**Task**
Scan the lines below for the word "components". Copy each line you find it in.

----- Supplied material -----

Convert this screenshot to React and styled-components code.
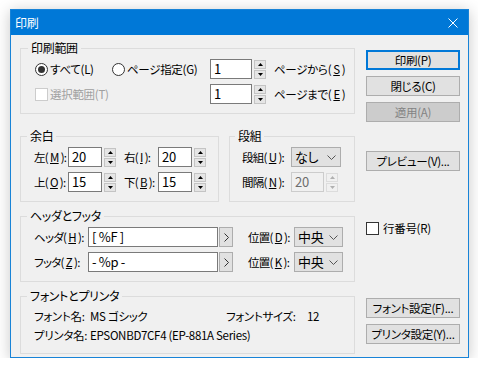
import React from 'react';
import styled, { createGlobalStyle } from 'styled-components';

const GlobalStyle = createGlobalStyle`
  html, body {
    margin: 0;
    background: #ffffff;
  }
  body {
    font-family: "Noto Sans CJK JP", "Noto Sans", sans-serif;
    font-size: 11.5px;
    font-feature-settings: "palt";
    letter-spacing: -0.3px;
    color: #000;
  }
`;

const Window = styled.div`
  box-sizing: border-box;
  width: 459px;
  height: 349px;
  margin: 9px 0 0 10px;
  border: 1px solid #1883d7;
  background: #f0f0f0;
  box-shadow: 0 2px 14px rgba(0, 0, 0, 0.22);
  display: flex;
  flex-direction: column;
`;

const TitleBar = styled.div`
  height: 25px;
  background: #0078d7;
  color: #fff;
  display: flex;
  align-items: center;
  justify-content: space-between;
  padding: 0 10px 0 4px;
  font-size: 12px;
  line-height: 14px;
`;

const Client = styled.div`
  display: grid;
  grid-template-columns: 335px 94px;
  column-gap: 11px;
  row-gap: 7px;
  padding: 6px 8px 0 9px;
`;

const Group = styled.fieldset`
  box-sizing: border-box;
  margin: 0;
  min-width: 0;
  height: ${(p) => p.$h || 73}px;
  width: ${(p) => (p.$w ? `${p.$w}px` : 'auto')};
  border: 1px solid #dcdcdc;
  padding: ${(p) => p.$pt || 4}px 6px 0 ${(p) => p.$pl || 14}px;
  display: flex;
  flex-direction: column;
  gap: ${(p) => p.$gap ?? 5}px;
`;

const Legend = styled.legend`
  padding: 0 3px;
  margin-left: -7px;
  line-height: 14px;
  font-size: 12px;
`;

const SplitRow = styled.div`
  display: flex;
  gap: 10px;
`;

const Row = styled.div`
  display: flex;
  align-items: center;
  height: ${(p) => p.$h || 20}px;
`;

const Label = styled.span`
  width: ${(p) => p.$w}px;
  flex: none;
  white-space: nowrap;
  letter-spacing: ${(p) => (p.$tight ? '-0.7px' : '-0.3px')};
  color: ${(p) => (p.$disabled ? '#a0a0a0' : '#000')};
  display: flex;
  align-items: center;
  gap: 2px;
  u {
    text-decoration: underline;
    text-underline-offset: 1px;
  }
`;

const Radio = styled.span`
  box-sizing: border-box;
  width: 13px;
  height: 13px;
  border: 1px solid #333;
  border-radius: 50%;
  background: #fff;
  display: inline-flex;
  align-items: center;
  justify-content: center;
  &::after {
    content: '';
    width: 7px;
    height: 7px;
    border-radius: 50%;
    background: ${(p) => (p.$checked ? '#333' : 'transparent')};
  }
`;

const Check = styled.span`
  box-sizing: border-box;
  width: 13px;
  height: 13px;
  border: 1px solid ${(p) => (p.$disabled ? '#cccccc' : '#333')};
  background: #fff;
  flex: none;
`;

const TextBox = styled.div`
  box-sizing: border-box;
  width: ${(p) => p.$w}px;
  height: 20px;
  flex: none;
  border: 1px solid ${(p) => (p.$disabled ? '#cccccc' : '#7a7a7a')};
  background: ${(p) => (p.$disabled ? '#f0f0f0' : '#fff')};
  color: ${(p) => (p.$disabled ? '#6d6d6d' : '#000')};
  font-size: 13px;
  line-height: 18px;
  padding-left: 3px;
  white-space: pre;
`;

const Spin = styled.div`
  display: flex;
  flex-direction: column;
  gap: 1px;
  margin-left: 2px;
  margin-right: ${(p) => p.$mr || 0}px;
  flex: none;
`;

const SpinHalf = styled.div`
  box-sizing: border-box;
  width: 12px;
  height: 9px;
  background: ${(p) => (p.$disabled ? '#f0f0f0' : '#e5e5e5')};
  border: 1px solid ${(p) => (p.$disabled ? '#dcdcdc' : '#c4c4c4')};
  display: flex;
  align-items: center;
  justify-content: center;
`;

const Select = styled.div`
  box-sizing: border-box;
  width: ${(p) => p.$w}px;
  height: 20px;
  flex: none;
  border: 1px solid #adadad;
  background: #e1e1e1;
  font-size: 13px;
  line-height: 18px;
  padding: 0 4px 0 3px;
  display: flex;
  align-items: center;
  justify-content: space-between;
`;

const ArrowBtn = styled.div`
  box-sizing: border-box;
  width: 14px;
  height: 20px;
  flex: none;
  margin-left: 1px;
  margin-right: 15px;
  border: 1px solid #adadad;
  background: #e1e1e1;
  display: flex;
  align-items: center;
  justify-content: center;
`;

const Side = styled.div`
  display: flex;
  flex-direction: column;
  gap: 6px;
  padding-top: ${(p) => p.$pt || 0}px;
`;

const Button = styled.div`
  box-sizing: border-box;
  height: 20px;
  border: ${(p) => (p.$default ? '2px solid #0078d7' : '1px solid #adadad')};
  background: ${(p) => (p.$disabled ? '#cccccc' : '#e1e1e1')};
  color: ${(p) => (p.$disabled ? '#838383' : '#000')};
  display: flex;
  align-items: center;
  justify-content: center;
  line-height: 14px;
  white-space: nowrap;
`;

const CheckLine = styled.div`
  align-self: start;
  display: flex;
  align-items: center;
  gap: 4px;
  margin-top: 12px;
  line-height: 14px;
`;

const InfoRow = styled.div`
  display: flex;
  align-items: center;
  height: 16px;
`;

const Info = styled.span`
  width: ${(p) => (p.$w ? `${p.$w}px` : 'auto')};
  flex: none;
  white-space: nowrap;
`;

function Tri({ up, disabled }) {
  return (
    <svg width="5" height="3" viewBox="0 0 5 3">
      <polygon
        points={up ? '0,3 5,3 2.5,0' : '0,0 5,0 2.5,3'}
        fill={disabled ? '#b0b0b0' : '#000'}
      />
    </svg>
  );
}

function Spinner({ disabled, mr }) {
  return (
    <Spin $mr={mr}>
      <SpinHalf $disabled={disabled}><Tri up disabled={disabled} /></SpinHalf>
      <SpinHalf $disabled={disabled}><Tri disabled={disabled} /></SpinHalf>
    </Spin>
  );
}

function Chevron() {
  return (
    <svg width="9" height="5" viewBox="0 0 9 5">
      <polyline points="0.5,0.5 4.5,4.5 8.5,0.5" fill="none" stroke="#555" strokeWidth="1" />
    </svg>
  );
}

function ChevronRight() {
  return (
    <svg width="5" height="9" viewBox="0 0 5 9">
      <polyline points="0.5,0.5 4.5,4.5 0.5,8.5" fill="none" stroke="#333" strokeWidth="1" />
    </svg>
  );
}

export default function App() {
  return (
    <>
      <GlobalStyle />
      <Window>
        <TitleBar>
          <span>印刷</span>
          <svg width="10" height="10" viewBox="0 0 10 10">
            <path d="M0.5,0.5 L9.5,9.5 M9.5,0.5 L0.5,9.5" stroke="#fff" strokeWidth="1" />
          </svg>
        </TitleBar>
        <Client>
          <Group $pl={14}>
            <Legend>印刷範囲</Legend>
            <Row>
              <Label $w={77}><Radio $checked />すべて(L)</Label>
              <Label $w={98}><Radio />ページ指定(G)</Label>
              <TextBox $w={42}>1</TextBox>
              <Spinner mr={8} />
              <Label $w={80}>ページから(<u>S</u>)</Label>
            </Row>
            <Row>
              <Label $w={175} $disabled><Check $disabled />選択範囲(T)</Label>
              <TextBox $w={42}>1</TextBox>
              <Spinner mr={8} />
              <Label $w={80}>ページまで(<u>E</u>)</Label>
            </Row>
          </Group>
          <Side $pt={9}>
            <Button $default>印刷(P)</Button>
            <Button>閉じる(C)</Button>
            <Button $disabled>適用(A)</Button>
          </Side>

          <SplitRow>
            <Group $w={199} $pl={13}>
              <Legend>余白</Legend>
              <Row>
                <Label $w={34} $tight>左(<u>M</u>):</Label>
                <TextBox $w={34}>20</TextBox>
                <Spinner mr={8} />
                <Label $w={34} $tight>右(<u>I</u>):</Label>
                <TextBox $w={34}>20</TextBox>
                <Spinner />
              </Row>
              <Row>
                <Label $w={34} $tight>上(<u>O</u>):</Label>
                <TextBox $w={34}>15</TextBox>
                <Spinner mr={8} />
                <Label $w={34} $tight>下(<u>B</u>):</Label>
                <TextBox $w={34}>15</TextBox>
                <Spinner />
              </Row>
            </Group>
            <Group $w={126} $pl={12}>
              <Legend>段組</Legend>
              <Row>
                <Label $w={49} $tight>段組(<u>U</u>):</Label>
                <Select $w={50}>なし<Chevron /></Select>
              </Row>
              <Row>
                <Label $w={49} $tight>間隔(<u>N</u>):</Label>
                <TextBox $w={33} $disabled>20</TextBox>
                <Spinner disabled />
              </Row>
            </Group>
          </SplitRow>
          <Side $pt={22}>
            <Button>プレビュー(V)...</Button>
          </Side>

          <Group $pl={13}>
            <Legend>ヘッダとフッタ</Legend>
            <Row>
              <Label $w={54} $tight>ヘッダ(<u>H</u>):</Label>
              <TextBox $w={130}>[ %F ]</TextBox>
              <ArrowBtn><ChevronRight /></ArrowBtn>
              <Label $w={46} $tight>位置(<u>D</u>):</Label>
              <Select $w={49}>中央<Chevron /></Select>
            </Row>
            <Row>
              <Label $w={54} $tight>フッタ(<u>Z</u>):</Label>
              <TextBox $w={130}>- %p -</TextBox>
              <ArrowBtn><ChevronRight /></ArrowBtn>
              <Label $w={46} $tight>位置(<u>K</u>):</Label>
              <Select $w={49}>中央<Chevron /></Select>
            </Row>
          </Group>
          <CheckLine>
            <Check />行番号(R)
          </CheckLine>

          <Group $h={65} $pl={13} $pt={5} $gap={3}>
            <Legend>フォントとプリンタ</Legend>
            <InfoRow>
              <Info $w={56}>フォント名:</Info>
              <Info $w={136}>MS ゴシック</Info>
              <Info $w={81}>フォントサイズ:</Info>
              <Info>12</Info>
            </InfoRow>
            <InfoRow>
              <Info $w={56}>プリンタ名:</Info>
              <Info>EPSONBD7CF4 (EP-881A Series)</Info>
            </InfoRow>
          </Group>
          <Side $pt={9}>
            <Button>フォント設定(F)...</Button>
            <Button>プリンタ設定(Y)...</Button>
          </Side>
        </Client>
      </Window>
    </>
  );
}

-----

**Response below**
Convert this screenshot to React and styled-components code.
import styled, { createGlobalStyle } from 'styled-components';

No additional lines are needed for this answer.